• **PROBLEM TO SOLVE**
Scan the records for the word "TypeScript". Copy each line that includes it.

[Start]

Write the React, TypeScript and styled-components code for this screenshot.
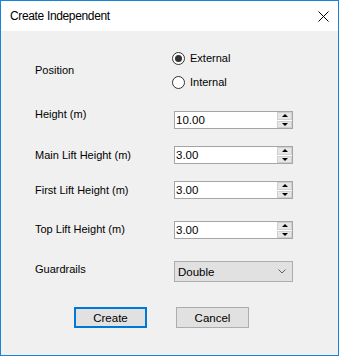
import styled, { createGlobalStyle } from 'styled-components';

const BLUE = '#1883d7';
const UI_FONT = '"Liberation Sans", Arial, sans-serif';

const GlobalStyle = createGlobalStyle`
  html, body {
    margin: 0;
    padding: 0;
    background: #f0f0f0;
  }
  * {
    box-sizing: border-box;
  }
`;

const Window = styled.div`
  width: 339px;
  height: 356px;
  border: 1px solid ${BLUE};
  display: flex;
  flex-direction: column;
  background: #f0f0f0;
  font-family: ${UI_FONT};
  font-size: 11px;
  color: #000;
`;

const TitleBar = styled.div`
  height: 30px;
  background: #fff;
  display: flex;
  align-items: center;
  justify-content: space-between;
  padding: 0 9px 0 9px;
`;

const Title = styled.span`
  font-size: 12px;
  letter-spacing: -0.35px;
  color: #000;
`;

const CloseButton = styled.div`
  width: 12px;
  height: 12px;
  display: flex;
  align-items: center;
  justify-content: center;
`;

const Body = styled.div`
  flex: 1;
  padding: 15px 0 0 34px;
  display: flex;
  flex-direction: column;
`;

interface RowProps {
  gap?: number;
  height: number;
}

const Row = styled.div<RowProps>`
  display: flex;
  align-items: center;
  height: ${(p) => p.height}px;
  margin-top: ${(p) => p.gap ?? 0}px;
`;

const Label = styled.span<{ shift?: number }>`
  width: 139px;
  position: relative;
  top: ${(p) => p.shift ?? 0}px;
`;

const RadioGroup = styled.div`
  display: flex;
  flex-direction: column;
`;

const RadioRow = styled.label`
  display: flex;
  align-items: center;
  height: 24px;
  margin-left: -2px;
`;

const RadioCircle = styled.span<{ checked?: boolean }>`
  width: 13px;
  height: 13px;
  border-radius: 50%;
  border: 1px solid #333;
  background: #fff;
  display: flex;
  align-items: center;
  justify-content: center;
  margin-right: 5px;

  &::after {
    content: '';
    width: 7px;
    height: 7px;
    border-radius: 50%;
    background: #333;
    display: ${(p) => (p.checked ? 'block' : 'none')};
  }
`;

const SpinBox = styled.div`
  width: 119px;
  height: 18px;
  border: 1px solid #a5a5a5;
  background: #fff;
  display: flex;
  align-items: stretch;
`;

const SpinText = styled.span`
  flex: 1;
  padding-left: 1px;
  line-height: 16px;
  font-size: 11.5px;
`;

const SpinButtons = styled.div`
  width: 16px;
  display: flex;
  flex-direction: column;
  gap: 1px;
  padding: 0 0 0 1px;
  background: #fff;
`;

const SpinButton = styled.div<{ down?: boolean }>`
  flex: 1;
  background: #e6e6e6;
  border: 1px solid #cfcfcf;
  display: flex;
  align-items: center;
  justify-content: center;

  &::after {
    content: '';
    width: 0;
    height: 0;
    border-left: 3px solid transparent;
    border-right: 3px solid transparent;
    ${(p) =>
      p.down ? 'border-top: 3px solid #000;' : 'border-bottom: 3px solid #000;'}
  }
`;

const Select = styled.div`
  width: 119px;
  height: 21px;
  border: 1px solid #adadad;
  background: #e1e1e1;
  display: flex;
  align-items: center;
  justify-content: space-between;
  padding: 0 6px 0 3px;
  font-size: 11.5px;
`;

const ButtonRow = styled.div`
  display: flex;
  gap: 29px;
  padding-left: 39px;
  margin-top: 25px;
`;

const Button = styled.button<{ primary?: boolean }>`
  width: 73px;
  height: 21px;
  font-family: ${UI_FONT};
  font-size: 11.5px;
  color: #000;
  background: #e1e1e1;
  border: ${(p) => (p.primary ? '2px solid #0078d7' : '1px solid #adadad')};
  padding: 0;
  margin: 0;
`;

const Radio = ({ label, checked }: { label: string; checked?: boolean }) => (
  <RadioRow>
    <RadioCircle checked={checked} />
    {label}
  </RadioRow>
);

const NumberInput = ({ value }: { value: string }) => (
  <SpinBox>
    <SpinText>{value}</SpinText>
    <SpinButtons>
      <SpinButton />
      <SpinButton down />
    </SpinButtons>
  </SpinBox>
);

const App = () => (
  <>
    <GlobalStyle />
    <Window>
      <TitleBar>
        <Title>Create Independent</Title>
        <CloseButton>
          <svg width="11" height="11" viewBox="0 0 11 11">
            <path d="M0.5 0.5 L10.5 10.5 M10.5 0.5 L0.5 10.5" stroke="#000" strokeWidth="1" />
          </svg>
        </CloseButton>
      </TitleBar>
      <Body>
        <Row height={48}>
          <Label>Position</Label>
          <RadioGroup>
            <Radio label="External" checked />
            <Radio label="Internal" />
          </RadioGroup>
        </Row>
        <Row height={18} gap={17}>
          <Label shift={-6}>Height (m)</Label>
          <NumberInput value="10.00" />
        </Row>
        <Row height={18} gap={17}>
          <Label>Main Lift Height (m)</Label>
          <NumberInput value="3.00" />
        </Row>
        <Row height={18} gap={17}>
          <Label>First Lift Height (m)</Label>
          <NumberInput value="3.00" />
        </Row>
        <Row height={18} gap={22}>
          <Label shift={-1}>Top Lift Height (m)</Label>
          <NumberInput value="3.00" />
        </Row>
        <Row height={21} gap={22}>
          <Label shift={-3}>Guardrails</Label>
          <Select>
            Double
            <svg width="8" height="5" viewBox="0 0 8 5">
              <path d="M0.5 0.5 L4 4 L7.5 0.5" stroke="#606060" fill="none" strokeWidth="1" />
            </svg>
          </Select>
        </Row>
        <ButtonRow>
          <Button primary>Create</Button>
          <Button>Cancel</Button>
        </ButtonRow>
      </Body>
    </Window>
  </>
);

export default App;
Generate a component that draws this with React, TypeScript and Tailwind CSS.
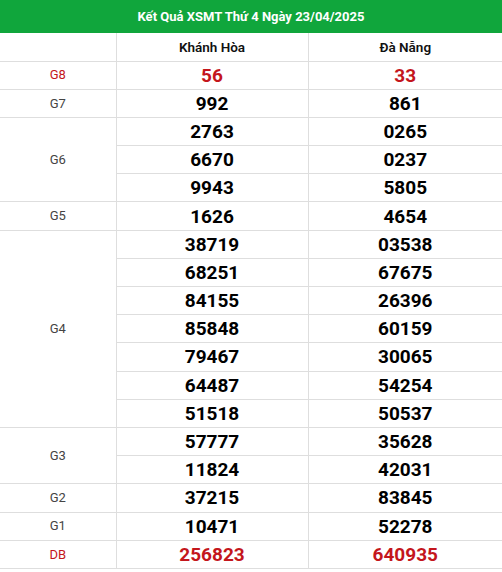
const rows: { label: string; kh: string[]; dn: string[]; red?: boolean }[] = [
  { label: 'G8', kh: ['56'], dn: ['33'], red: true },
  { label: 'G7', kh: ['992'], dn: ['861'] },
  { label: 'G6', kh: ['2763', '6670', '9943'], dn: ['0265', '0237', '5805'] },
  { label: 'G5', kh: ['1626'], dn: ['4654'] },
  {
    label: 'G4',
    kh: ['38719', '68251', '84155', '85848', '79467', '64487', '51518'],
    dn: ['03538', '67675', '26396', '60159', '30065', '54254', '50537'],
  },
  { label: 'G3', kh: ['57777', '11824'], dn: ['35628', '42031'] },
  { label: 'G2', kh: ['37215'], dn: ['83845'] },
  { label: 'G1', kh: ['10471'], dn: ['52278'] },
  { label: 'DB', kh: ['256823'], dn: ['640935'], red: true },
];

export default function App() {
  return (
    <div className="w-[502px] h-[572px] bg-white font-['Roboto',sans-serif]">
      <div className="h-[33px] bg-[#10a63c] flex items-center justify-center text-[13px] font-bold text-white">
        Kết Quả XSMT Thứ 4 Ngày 23/04/2025
      </div>
      <table className="w-[502px] border-collapse table-fixed">
        <colgroup>
          <col className="w-[116px]" />
          <col className="w-[192px]" />
          <col />
        </colgroup>
        <thead>
          <tr className="h-[28px]">
            <th className="border-r border-b border-[#dedede]"></th>
            <th className="border-r border-b border-[#dedede] text-[13.5px] font-semibold text-[#111]">Khánh Hòa</th>
            <th className="border-b border-[#dedede] text-[13.5px] font-semibold text-[#111]">Đà Nẵng</th>
          </tr>
        </thead>
        <tbody>
          {rows.map((r) =>
            r.kh.map((n, i) => (
              <tr key={r.label + i} className="h-[28.2px]">
                {i === 0 && (
                  <td
                    rowSpan={r.kh.length}
                    className={`border-r border-b border-[#dedede] text-center text-[13px] ${r.red ? 'text-[#c4161c]' : 'text-[#444]'}`}
                  >
                    {r.label}
                  </td>
                )}
                <td
                  className={`border-r border-b border-[#dedede] text-center text-[19px] font-bold leading-none ${r.red ? 'text-[#c4161c]' : 'text-black'}`}
                >
                  {n}
                </td>
                <td
                  className={`border-b border-[#dedede] text-center text-[19px] font-bold leading-none ${r.red ? 'text-[#c4161c]' : 'text-black'}`}
                >
                  {r.dn[i]}
                </td>
              </tr>
            ))
          )}
        </tbody>
      </table>
    </div>
  );
}
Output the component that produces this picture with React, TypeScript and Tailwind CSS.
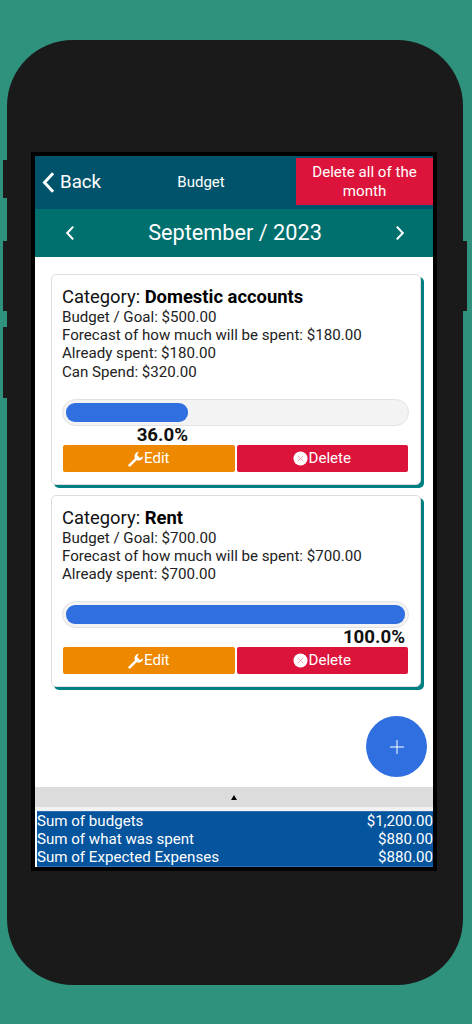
interface IBudget {
    category: string,
    lines: string[],
    percent: number,
    label: string,
    gap: string
}

const budgets: IBudget[] = [
    {
        category: "Domestic accounts",
        lines: ["Budget / Goal: $500.00", "Forecast of how much will be spent: $180.00", "Already spent: $180.00", "Can Spend: $320.00"],
        percent: 36,
        label: "36.0%",
        gap: "mt-[18.2px]"
    },
    {
        category: "Rent",
        lines: ["Budget / Goal: $700.00", "Forecast of how much will be spent: $700.00", "Already spent: $700.00"],
        percent: 100,
        label: "100.0%",
        gap: "mt-[17.4px]"
    }
]

const totals = [
    ["Sum of budgets", "$1,200.00"],
    ["Sum of what was spent", "$880.00"],
    ["Sum of Expected Expenses", "$880.00"]
]

const Chevron = ({ dir, className }: { dir: "left" | "right", className: string }) => (
    <svg viewBox="0 0 12 20" className={className} fill="none" stroke="currentColor" strokeWidth="2.6">
        <path d={dir === "left" ? "M10 2 L2.5 10 L10 18" : "M2 2 L9.5 10 L2 18"} />
    </svg>
)

const WrenchIcon = () => (
    <svg viewBox="0 0 16 16" className="w-[16px] h-[16px] shrink-0" fill="#fff">
        <path d="M1.6 14.4 L8.4 7.6" stroke="#fff" strokeWidth="2.6" strokeLinecap="round" />
        <path d="M10.8 0.8 A4.6 4.6 0 0 0 6.6 6.6 L9.4 9.4 A4.6 4.6 0 0 0 15.2 5.2 L12 7 L9 4 Z" />
    </svg>
)

const CloseCircle = () => (
    <svg viewBox="0 0 16 16" className="w-[15px] h-[15px] shrink-0">
        <circle cx="8" cy="8" r="7.5" fill="#fff" />
        <path d="M5 5 L11 11 M11 5 L5 11" stroke="#f29aab" strokeWidth="1" />
    </svg>
)

const BudgetCard = ({ budget }: { budget: IBudget }) => (
    <div className="rounded-[5px] border border-[#dddddd] bg-white pl-[10px] pr-[11px] pt-[11px] pb-[12px] shadow-[3px_3px_0_#008080]">
        <p className="mb-[1px] text-[18.4px] leading-[21px] text-[#111]">Category: <b className="font-bold text-black">{budget.category}</b></p>
        {budget.lines.map((line) => (
            <p key={line} className="text-[15.1px] leading-[18.2px] text-[#222]">{line}</p>
        ))}
        <div className={`${budget.gap} h-[27px] rounded-full border border-[#e2e2e2] bg-[#f3f3f3] p-[3px]`}>
            <div className="h-[19px] rounded-[9px] bg-[#2f6fe0]" style={{ width: `${budget.percent}%` }} />
        </div>
        <div className="px-[4px]">
            <p className="text-right text-[18.7px] leading-[19px] font-bold text-[#111]" style={{ width: `${budget.percent}%` }}>{budget.label}</p>
        </div>
        <div className="flex gap-[2px] px-[1px]">
            <button className="flex h-[27px] flex-1 items-center justify-center rounded-[2px] bg-[#ee8800] text-[15.1px] text-white">
                <WrenchIcon />Edit
            </button>
            <button className="flex h-[27px] flex-1 items-center justify-center rounded-[2px] bg-[#dc143c] text-[15.1px] text-white">
                <CloseCircle />Delete
            </button>
        </div>
    </div>
)

const App = () => {
    return (
        <div className="relative w-[472px] h-[1024px] overflow-hidden bg-[#2f927c] pl-[7px] pr-[9px] pt-[40px] font-['Roboto',sans-serif]">
            <div className="absolute left-[3px] top-[160px] w-[5px] h-[38px] bg-[#1a1a1a]" />
            <div className="absolute left-[3px] top-[241px] w-[5px] h-[70px] bg-[#1a1a1a]" />
            <div className="absolute left-[3px] top-[327px] w-[5px] h-[71px] bg-[#1a1a1a]" />
            <div className="absolute right-[5px] top-[241px] w-[5px] h-[70px] bg-[#1a1a1a]" />

            <div className="relative h-[945px] rounded-[66px] bg-[#1a1a1a] pl-[24px] pr-[26px] pt-[112px]">
                <div className="flex h-[719px] flex-col border-[4px] border-black bg-white">
                    <header className="flex h-[53px] shrink-0 items-start bg-[#00536a] text-white">
                        <div className="flex h-full w-[261px] items-center">
                            <div className="flex w-[120px] items-center pl-[6px]">
                                <Chevron dir="left" className="w-[15px] h-[23px]" />
                                <span className="ml-[4px] text-[18.7px]">Back</span>
                            </div>
                            <span className="w-[92px] text-center text-[15px]">Budget</span>
                        </div>
                        <button className="mt-[2px] h-[47px] flex-1 bg-[#dc143c] px-[8px] text-center text-[15.1px] leading-[18.3px] text-white">Delete all of the month</button>
                    </header>

                    <div className="flex h-[48px] shrink-0 items-center justify-between bg-[#00706f] pl-[30px] pr-[28px] text-white">
                        <Chevron dir="left" className="w-[10px] h-[16px]" />
                        <span className="text-[21.7px]">September / 2023</span>
                        <Chevron dir="right" className="w-[10px] h-[16px]" />
                    </div>

                    <main className="relative flex flex-1 flex-col gap-[10px] pl-[16px] pr-[12px] pt-[17px]">
                        {budgets.map((budget) => (
                            <BudgetCard key={budget.category} budget={budget} />
                        ))}
                        <button className="absolute right-[6px] bottom-[10px] flex w-[61px] h-[61px] items-center justify-center rounded-full bg-[#2f6fe0] text-white">
                            <svg viewBox="0 0 14 14" className="w-[14px] h-[14px]" stroke="currentColor" strokeWidth="1">
                                <path d="M7 0 V14 M0 7 H14" />
                            </svg>
                        </button>
                    </main>

                    <div className="flex h-[20px] shrink-0 items-center justify-center bg-[#dcdcdc] text-black">
                        <div className="h-0 w-0 border-x-[3px] border-b-[5px] border-x-transparent border-b-black" />
                    </div>
                    <div className="h-[4px] shrink-0 bg-[#f2f2f2]" />
                    <div className="h-[56px] shrink-0 pl-[2px]">
                        <div className="h-full border-y border-[#2f6fb5] bg-[#05549e] text-[15.1px] leading-[18.2px] text-white">
                            {totals.map(([label, value]) => (
                                <div key={label} className="flex justify-between">
                                    <span>{label}</span>
                                    <span>{value}</span>
                                </div>
                            ))}
                        </div>
                    </div>
                </div>
            </div>
        </div>
    );
};

export default App;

[End]

• **WORKED ANSWER**
Write the React, TypeScript and styled-components code for this screenshot.
Generate a component that draws this with React, TypeScript and Tailwind CSS.
Output the component that produces this picture with React, TypeScript and Tailwind CSS.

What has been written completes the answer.